Mizoram Co-operative Apex Bank
- Type: Cooperative
- Industry: Banking
- Founded: 31 July 1982; 44 years ago
- Headquarters: Aizawl, Mizoram, India
- Area served: Mizoram
- Key people: Lalnunsanga (Chairman) A.Lallungmuana (CEO)
- Number of employees: 166
- Website: www.mizoapex.com

= Mizoram Co-operative Apex Bank =

Indian co-operative banking company headquartered in Aizawl

The Mizoram Co-operative Apex Bank or Mizoram Apex Bank is an Indian co-operative banking company headquartered in Aizawl. It was incorporated in 1982 as an urban cooperative bank.

==History==
The bank was established on 31 July 1982, as a state co-operative bank with a share capital of ₹16.53 lakh.

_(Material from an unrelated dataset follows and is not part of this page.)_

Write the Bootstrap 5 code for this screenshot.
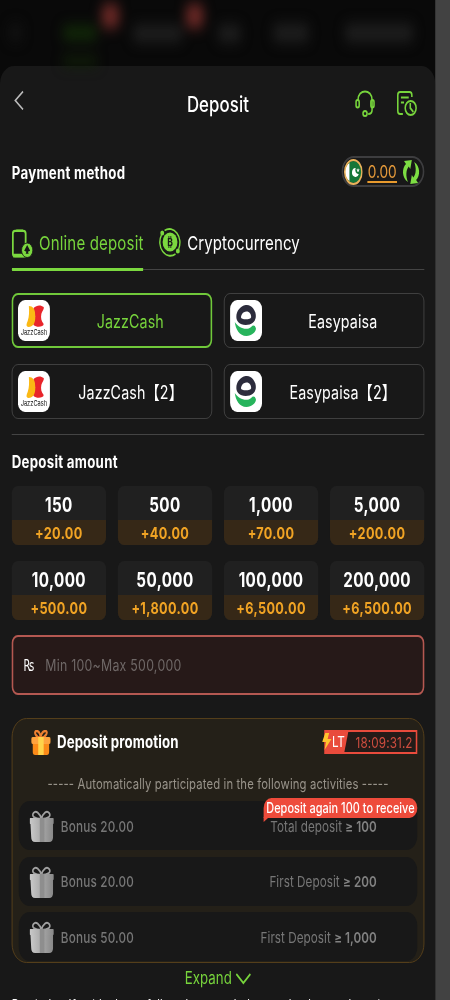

Mizoram State Rural Livelihood Mission signed a memorandum of understanding with Mizoram Cooperative Apex Bank on 17 February 2018 to help self-help groups.

==Operation==
The Bank has operations in Siaha, Lawngtlai, Lunglei, Champhai, Serchhip, Kolasib, Mamit, Main Branch, Dawrpui Branch, New Market Branch, Bawngkawn Branch and Cooperative Centenary Branch. The Bank currently has 1037 share-holder cooperative societies with the Government of Mizoram as of 30 September 2013 and has a total staff strength of 166 employees. The Mizoram Cooperative Apex Bank has given loans to over 11,483 people in the state of Mizoram.